■ **GIVEN DATA**
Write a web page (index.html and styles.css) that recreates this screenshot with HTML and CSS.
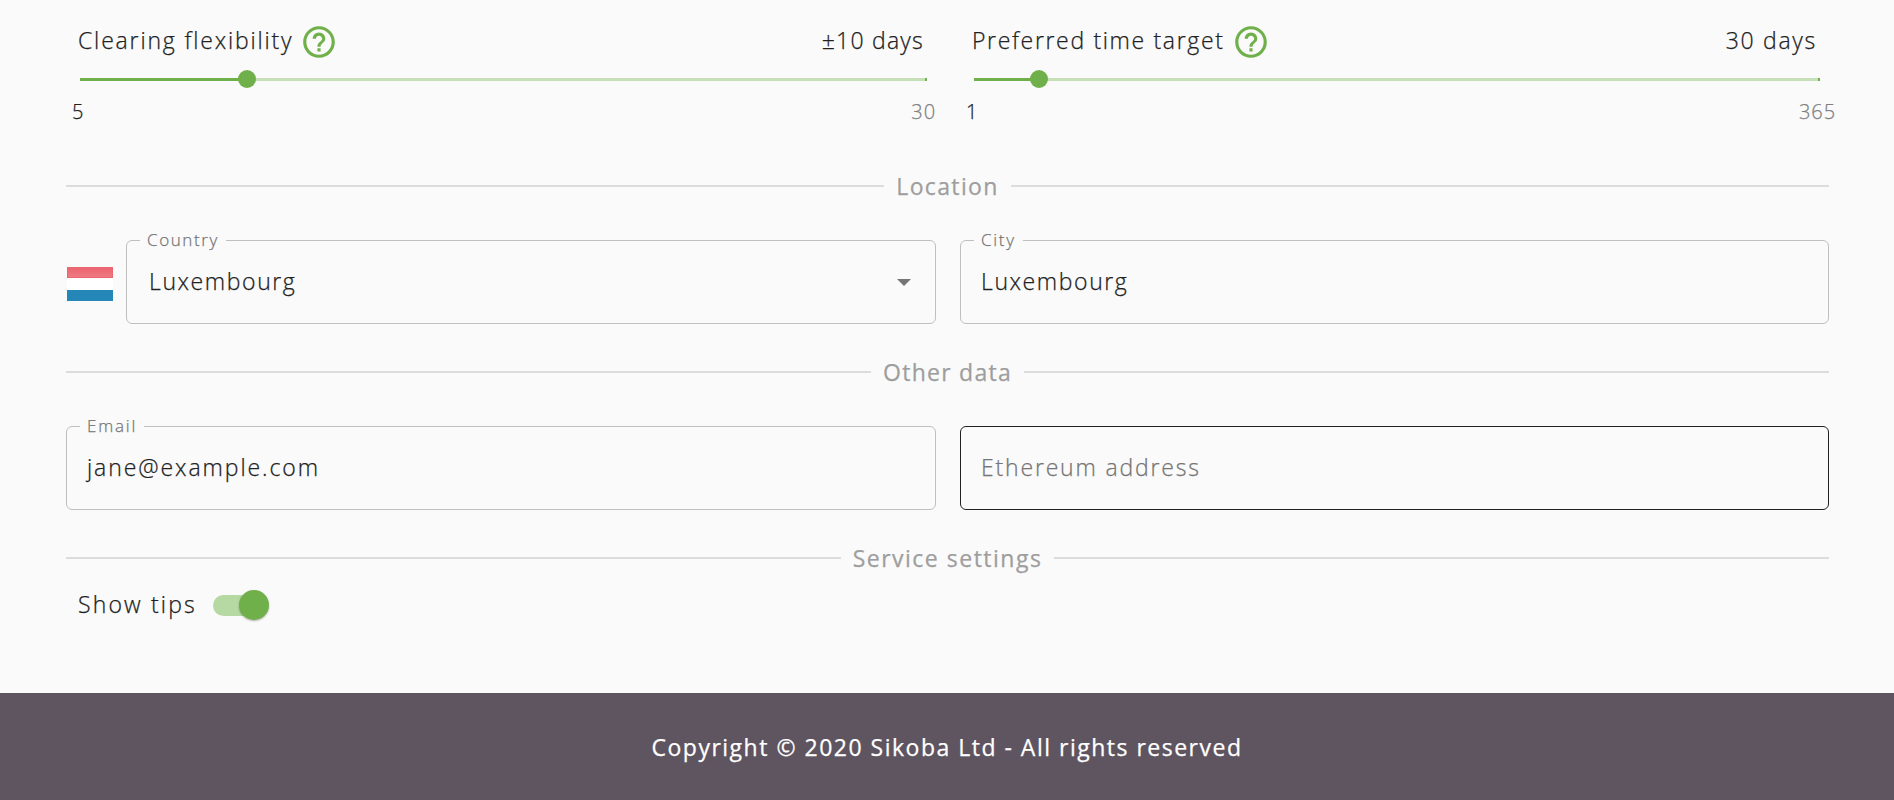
FILE: index.html
```html
<!DOCTYPE html>
<html lang="en">
<head>
<meta charset="utf-8">
<title>Account settings</title>
<link rel="stylesheet" href="styles.css">
</head>
<body>
<main class="settings">
  <section class="sliders">
    <div class="slider">
      <div class="slider-head">
        <span class="text t-clearing">Clearing flexibility</span>
        <svg class="help" viewBox="0 0 24 24"><path d="M11 18h2v-2h-2v2zm1-16C6.480 2 2 6.480 2 12s4.480 10 10 10 10-4.480 10-10S17.520 2 12 2zm0 18c-4.410 0-8-3.590-8-8s3.590-8 8-8 8 3.590 8 8-3.590 8-8 8zm0-14c-2.210 0-4 1.790-4 4h2c0-1.100.9-2 2-2s2 .9 2 2c0 2-3 1.750-3 5h2c0-2.250 3-2.500 3-5 0-2.210-1.790-4-4-4z"/></svg>
        <span class="text value t-ten">±10 days</span>
      </div>
      <div class="rail"><div class="track" style="width:19.7%"></div><div class="thumb" style="left:19.7%"></div><i class="mark"></i></div>
      <div class="limits"><span class="limit low">5</span><span class="limit high">30</span></div>
    </div>
    <div class="slider">
      <div class="slider-head">
        <span class="text t-preferred">Preferred time target</span>
        <svg class="help" viewBox="0 0 24 24"><path d="M11 18h2v-2h-2v2zm1-16C6.480 2 2 6.480 2 12s4.480 10 10 10 10-4.480 10-10S17.520 2 12 2zm0 18c-4.410 0-8-3.590-8-8s3.590-8 8-8 8 3.590 8 8-3.590 8-8 8zm0-14c-2.210 0-4 1.790-4 4h2c0-1.100.9-2 2-2s2 .9 2 2c0 2-3 1.750-3 5h2c0-2.250 3-2.500 3-5 0-2.210-1.790-4-4-4z"/></svg>
        <span class="text value t-thirty">30 days</span>
      </div>
      <div class="rail"><div class="track" style="width:7.7%"></div><div class="thumb" style="left:7.7%"></div><i class="mark"></i></div>
      <div class="limits"><span class="limit low">1</span><span class="limit high">365</span></div>
    </div>
  </section>

  <h2 class="divider"><span class="t-location">Location</span></h2>
  <section class="fields">
    <div class="country">
      <div class="flag"><i class="red"></i><i class="white"></i><i class="blue"></i></div>
      <div class="field select">
        <span class="label t-country">Country</span>
        <span class="text t-lux">Luxembourg</span>
        <svg class="arrow" viewBox="0 0 14 7"><path d="M0 0h14L7 7z"/></svg>
      </div>
    </div>
    <div class="field">
      <span class="label t-city">City</span>
      <span class="text t-lux">Luxembourg</span>
    </div>
  </section>

  <h2 class="divider"><span class="t-other">Other data</span></h2>
  <section class="fields">
    <div class="field">
      <span class="label t-email">Email</span>
      <span class="text t-jane">jane@example.com</span>
    </div>
    <div class="field hovered"><span class="text placeholder t-eth">Ethereum address</span></div>
  </section>

  <h2 class="divider"><span class="t-service">Service settings</span></h2>
  <div class="tips">
    <span class="text t-tips">Show tips</span>
    <span class="switch"><i class="knob"></i></span>
  </div>
</main>
<footer class="footer"><span class="t-copy">Copyright © 2020 Sikoba Ltd - All rights reserved</span></footer>
</body>
</html>
```
FILE: styles.css
```css
* { box-sizing: border-box; }
body {
  margin: 0;
  height: 800px;
  overflow: hidden;
  display: flex;
  flex-direction: column;
  background: #fafafa;
  color: #212121;
  font-family: "Open Sans", "Noto Sans", sans-serif;
  font-size: 23px;
  font-weight: 300;
  line-height: 32px;
}
i { display: block; }
span { white-space: nowrap; }
.text, .label, .limit, .divider span, .footer span { -webkit-text-stroke: .25px currentColor; }
.settings { height: 693px; padding: 22px 65px 0 66px; }

.sliders { display: grid; grid-template-columns: 870px 869px; column-gap: 24px; height: 148px; }
.slider-head { display: flex; align-items: center; height: 40px; padding: 0 12px 0 12px; }
.slider-head .text { margin-top: -5px; }
.help { width: 38px; height: 38px; margin-left: 7px; fill: #70b04a; }
.slider-head .value { margin-left: auto; }
.rail { position: relative; height: 3px; margin: 16px 9px 0 14px; background: #c5dfb6; }
.track { height: 3px; background: #70b04a; }
.thumb { position: absolute; top: -8px; width: 18px; height: 18px; margin-left: -9px; border-radius: 50%; background: #70b04a; }
.mark { position: absolute; right: 0; top: 0; width: 2px; height: 3px; background: #70b04a; }
.limits { display: flex; justify-content: space-between; height: 32px; margin-top: 15px; padding-left: 6px; font-size: 20px; letter-spacing: .9px; }
.high { color: #808080; }
.slider:last-child .high { margin-right: -7px; }

.divider { display: flex; align-items: center; gap: 12px; height: 32px; margin: 0; color: #9e9e9e; font-size: 23px; font-weight: 400; }
.divider span { height: 32px; }
.divider::before, .divider::after { content: ""; flex: 1; height: 2px; background: #dcdcdc; }

.fields { display: grid; grid-template-columns: 870px 869px; column-gap: 24px; height: 154px; padding-top: 38px; }
.country { display: flex; }
.flag { width: 46px; margin: 27px 13px 0 1px; }
.flag i { height: 11px; }
.flag .red { background: linear-gradient(#ec6570, #ee7a81); border: 1px solid #ea6670; }
.flag .white { height: 12px; background: #fff; }
.flag .blue { background: #2487b8; }
.field { position: relative; display: flex; align-items: center; height: 84px; padding: 0 20px; border: 1px solid #bfbfbf; border-radius: 6px; }
.field .text { height: 34px; }
.select { flex: 1; padding: 0 24px 0 22px; }
.hovered { border-color: #212121; }
.label { position: absolute; left: 13px; top: -13px; padding: 0 7px; background: #fafafa; color: #757575; font-size: 17px; line-height: 24px; }
.field .placeholder { color: #757575; }
.arrow { width: 14px; height: 7px; margin-left: auto; fill: #757575; }

.tips { display: flex; align-items: center; height: 32px; margin-top: 15px; padding-left: 12px; }
.tips .text { height: 34px; }
.switch { position: relative; width: 52px; height: 21px; margin-left: 16px; border-radius: 11px; background: #b6d8a3; }
.knob { position: absolute; left: 26px; top: -5px; width: 30px; height: 30px; border-radius: 50%; background: #70b04a; box-shadow: 0 1px 2px rgba(0, 0, 0, .3); }

.footer { display: flex; justify-content: center; height: 107px; padding-top: 38px; background: #5f5561; color: #fff; font-weight: 400; }

.t-clearing { letter-spacing: 1.83px; }
.t-preferred { letter-spacing: 1.66px; }
.t-ten { letter-spacing: 1.22px; }
.t-thirty { letter-spacing: 1.7px; }
.t-lux { letter-spacing: 1.6px; }
.t-jane { letter-spacing: 1.92px; }
.t-eth { letter-spacing: 1.82px; }
.t-tips { letter-spacing: 2.15px; }
.t-location { letter-spacing: 1.35px; }
.t-other { letter-spacing: 1.25px; }
.t-service { letter-spacing: 1.5px; }
.t-country { letter-spacing: 1.6px; }
.t-city { letter-spacing: 1.7px; }
.t-email { letter-spacing: 1.8px; }
.t-copy { letter-spacing: 1.5px; }
```
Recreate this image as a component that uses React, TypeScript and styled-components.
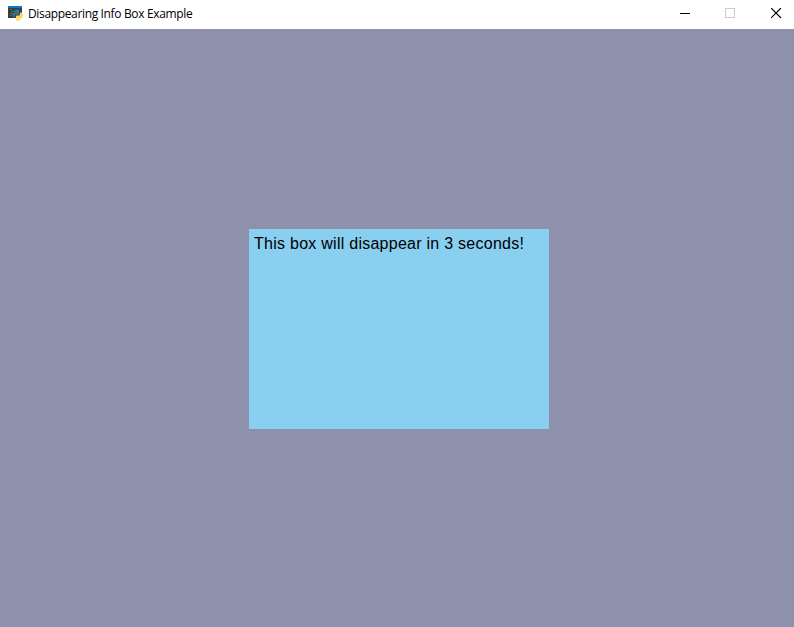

■ **PROBLEM TO SOLVE**
Ignore the images and quote every line of the listing exactly.

■ **EXERCISE ANSWER**
Write a web page (index.html and styles.css) that recreates this screenshot with HTML and CSS.
FILE: index.html
```html
<!DOCTYPE html>
<html lang="en">
<head>
<meta charset="utf-8">
<title>Account settings</title>
<link rel="stylesheet" href="styles.css">
</head>
<body>
<main class="settings">
  <section class="sliders">
    <div class="slider">
      <div class="slider-head">
        <span class="text t-clearing">Clearing flexibility</span>
        <svg class="help" viewBox="0 0 24 24"><path d="M11 18h2v-2h-2v2zm1-16C6.480 2 2 6.480 2 12s4.480 10 10 10 10-4.480 10-10S17.520 2 12 2zm0 18c-4.410 0-8-3.590-8-8s3.590-8 8-8 8 3.590 8 8-3.590 8-8 8zm0-14c-2.210 0-4 1.790-4 4h2c0-1.100.9-2 2-2s2 .9 2 2c0 2-3 1.750-3 5h2c0-2.250 3-2.500 3-5 0-2.210-1.790-4-4-4z"/></svg>
        <span class="text value t-ten">±10 days</span>
      </div>
      <div class="rail"><div class="track" style="width:19.7%"></div><div class="thumb" style="left:19.7%"></div><i class="mark"></i></div>
      <div class="limits"><span class="limit low">5</span><span class="limit high">30</span></div>
    </div>
    <div class="slider">
      <div class="slider-head">
        <span class="text t-preferred">Preferred time target</span>
        <svg class="help" viewBox="0 0 24 24"><path d="M11 18h2v-2h-2v2zm1-16C6.480 2 2 6.480 2 12s4.480 10 10 10 10-4.480 10-10S17.520 2 12 2zm0 18c-4.410 0-8-3.590-8-8s3.590-8 8-8 8 3.590 8 8-3.590 8-8 8zm0-14c-2.210 0-4 1.790-4 4h2c0-1.100.9-2 2-2s2 .9 2 2c0 2-3 1.750-3 5h2c0-2.250 3-2.500 3-5 0-2.210-1.790-4-4-4z"/></svg>
        <span class="text value t-thirty">30 days</span>
      </div>
      <div class="rail"><div class="track" style="width:7.7%"></div><div class="thumb" style="left:7.7%"></div><i class="mark"></i></div>
      <div class="limits"><span class="limit low">1</span><span class="limit high">365</span></div>
    </div>
  </section>

  <h2 class="divider"><span class="t-location">Location</span></h2>
  <section class="fields">
    <div class="country">
      <div class="flag"><i class="red"></i><i class="white"></i><i class="blue"></i></div>
      <div class="field select">
        <span class="label t-country">Country</span>
        <span class="text t-lux">Luxembourg</span>
        <svg class="arrow" viewBox="0 0 14 7"><path d="M0 0h14L7 7z"/></svg>
      </div>
    </div>
    <div class="field">
      <span class="label t-city">City</span>
      <span class="text t-lux">Luxembourg</span>
    </div>
  </section>

  <h2 class="divider"><span class="t-other">Other data</span></h2>
  <section class="fields">
    <div class="field">
      <span class="label t-email">Email</span>
      <span class="text t-jane">jane@example.com</span>
    </div>
    <div class="field hovered"><span class="text placeholder t-eth">Ethereum address</span></div>
  </section>

  <h2 class="divider"><span class="t-service">Service settings</span></h2>
  <div class="tips">
    <span class="text t-tips">Show tips</span>
    <span class="switch"><i class="knob"></i></span>
  </div>
</main>
<footer class="footer"><span class="t-copy">Copyright © 2020 Sikoba Ltd - All rights reserved</span></footer>
</body>
</html>
```
FILE: styles.css
```css
* { box-sizing: border-box; }
body {
  margin: 0;
  height: 800px;
  overflow: hidden;
  display: flex;
  flex-direction: column;
  background: #fafafa;
  color: #212121;
  font-family: "Open Sans", "Noto Sans", sans-serif;
  font-size: 23px;
  font-weight: 300;
  line-height: 32px;
}
i { display: block; }
span { white-space: nowrap; }
.text, .label, .limit, .divider span, .footer span { -webkit-text-stroke: .25px currentColor; }
.settings { height: 693px; padding: 22px 65px 0 66px; }

.sliders { display: grid; grid-template-columns: 870px 869px; column-gap: 24px; height: 148px; }
.slider-head { display: flex; align-items: center; height: 40px; padding: 0 12px 0 12px; }
.slider-head .text { margin-top: -5px; }
.help { width: 38px; height: 38px; margin-left: 7px; fill: #70b04a; }
.slider-head .value { margin-left: auto; }
.rail { position: relative; height: 3px; margin: 16px 9px 0 14px; background: #c5dfb6; }
.track { height: 3px; background: #70b04a; }
.thumb { position: absolute; top: -8px; width: 18px; height: 18px; margin-left: -9px; border-radius: 50%; background: #70b04a; }
.mark { position: absolute; right: 0; top: 0; width: 2px; height: 3px; background: #70b04a; }
.limits { display: flex; justify-content: space-between; height: 32px; margin-top: 15px; padding-left: 6px; font-size: 20px; letter-spacing: .9px; }
.high { color: #808080; }
.slider:last-child .high { margin-right: -7px; }

.divider { display: flex; align-items: center; gap: 12px; height: 32px; margin: 0; color: #9e9e9e; font-size: 23px; font-weight: 400; }
.divider span { height: 32px; }
.divider::before, .divider::after { content: ""; flex: 1; height: 2px; background: #dcdcdc; }

.fields { display: grid; grid-template-columns: 870px 869px; column-gap: 24px; height: 154px; padding-top: 38px; }
.country { display: flex; }
.flag { width: 46px; margin: 27px 13px 0 1px; }
.flag i { height: 11px; }
.flag .red { background: linear-gradient(#ec6570, #ee7a81); border: 1px solid #ea6670; }
.flag .white { height: 12px; background: #fff; }
.flag .blue { background: #2487b8; }
.field { position: relative; display: flex; align-items: center; height: 84px; padding: 0 20px; border: 1px solid #bfbfbf; border-radius: 6px; }
.field .text { height: 34px; }
.select { flex: 1; padding: 0 24px 0 22px; }
.hovered { border-color: #212121; }
.label { position: absolute; left: 13px; top: -13px; padding: 0 7px; background: #fafafa; color: #757575; font-size: 17px; line-height: 24px; }
.field .placeholder { color: #757575; }
.arrow { width: 14px; height: 7px; margin-left: auto; fill: #757575; }

.tips { display: flex; align-items: center; height: 32px; margin-top: 15px; padding-left: 12px; }
.tips .text { height: 34px; }
.switch { position: relative; width: 52px; height: 21px; margin-left: 16px; border-radius: 11px; background: #b6d8a3; }
.knob { position: absolute; left: 26px; top: -5px; width: 30px; height: 30px; border-radius: 50%; background: #70b04a; box-shadow: 0 1px 2px rgba(0, 0, 0, .3); }

.footer { display: flex; justify-content: center; height: 107px; padding-top: 38px; background: #5f5561; color: #fff; font-weight: 400; }

.t-clearing { letter-spacing: 1.83px; }
.t-preferred { letter-spacing: 1.66px; }
.t-ten { letter-spacing: 1.22px; }
.t-thirty { letter-spacing: 1.7px; }
.t-lux { letter-spacing: 1.6px; }
.t-jane { letter-spacing: 1.92px; }
.t-eth { letter-spacing: 1.82px; }
.t-tips { letter-spacing: 2.15px; }
.t-location { letter-spacing: 1.35px; }
.t-other { letter-spacing: 1.25px; }
.t-service { letter-spacing: 1.5px; }
.t-country { letter-spacing: 1.6px; }
.t-city { letter-spacing: 1.7px; }
.t-email { letter-spacing: 1.8px; }
.t-copy { letter-spacing: 1.5px; }
```
Recreate this image as a component that uses React, TypeScript and styled-components.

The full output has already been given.